Simultaneously, changes to privacy policies, such as the phasing out of third-party cookies and stricter laws in various countries, are transforming how campaigns are measured. An Advertiser Perceptions study indicates that these regulations are already hindering companies' ability to confirm if a purchase was made by a new or returning customer, limiting value attribution and campaign optimisation.
For marketing and business strategy specialist Frederico Burlamaqui, this scenario demands a shift in mindset: "Simply assessing campaign success based on click volume is no longer enough. The true value of traffic management lies in connecting investment to strategic indicators such as CAC (Customer Acquisition Cost) and LTV (Lifetime Value). These metrics reveal whether the operation is growing sustainably."
High costs and new challenges
The continued rise in media costs also puts pressure on planning. In some segments, the cost per click has increased by over 20% in the past year. Market projections show that the global growth of digital advertising is expected to slow to just 2.2% in 2025, due to economic uncertainties. "Paid media inflation forces managers to understand the entire funnel and measure not only conversion, but also the quality of the customer acquired," Burlamaqui emphasizes.

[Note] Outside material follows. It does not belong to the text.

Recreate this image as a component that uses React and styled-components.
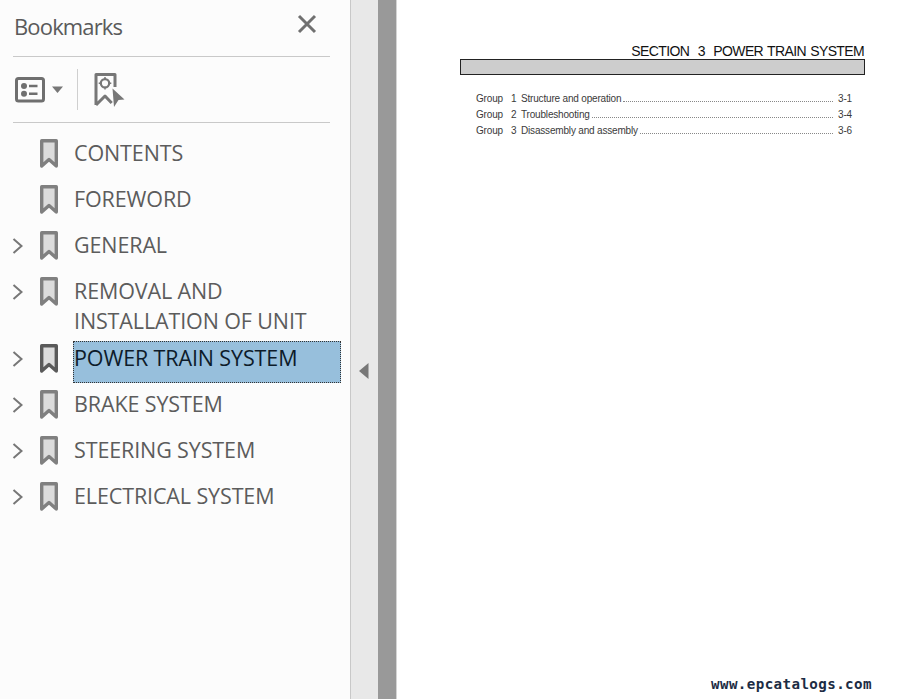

Automation and the Limits of AI
Automation tools and artificial intelligence – increasingly present on platforms like Google Ads and Meta Ads – promise to optimise bids and targeting almost autonomously. However, experts warn of the limitations of this automation. "AI can suggest paths, but strategic vision still needs to be human. Only the manager understands nuances like brand positioning, campaign timing, and creative adjustments that make sense for the business," explains Burlamaqui.
Recent academic research confirms this challenge: "privacy-preserving attribution" models, designed to comply with the LGPD and global standards, often introduce biases and hinder accurate conversion measurement. This reinforces the need to balance technology and human analysis.
Diversification of channels as a strategy
Another key point is diversification. Relying solely on Google and Meta can be risky in such a dynamic environment. Social commerce, programmatic media, and even new formats on marketplaces and digital influencers are emerging as alternatives to reduce costs and reach audiences in a more targeted way. "We're living in the era of performance marketing 2.0. The click is just the beginning; what truly matters is transforming traffic into real value for the business," concludes Burlamaqui.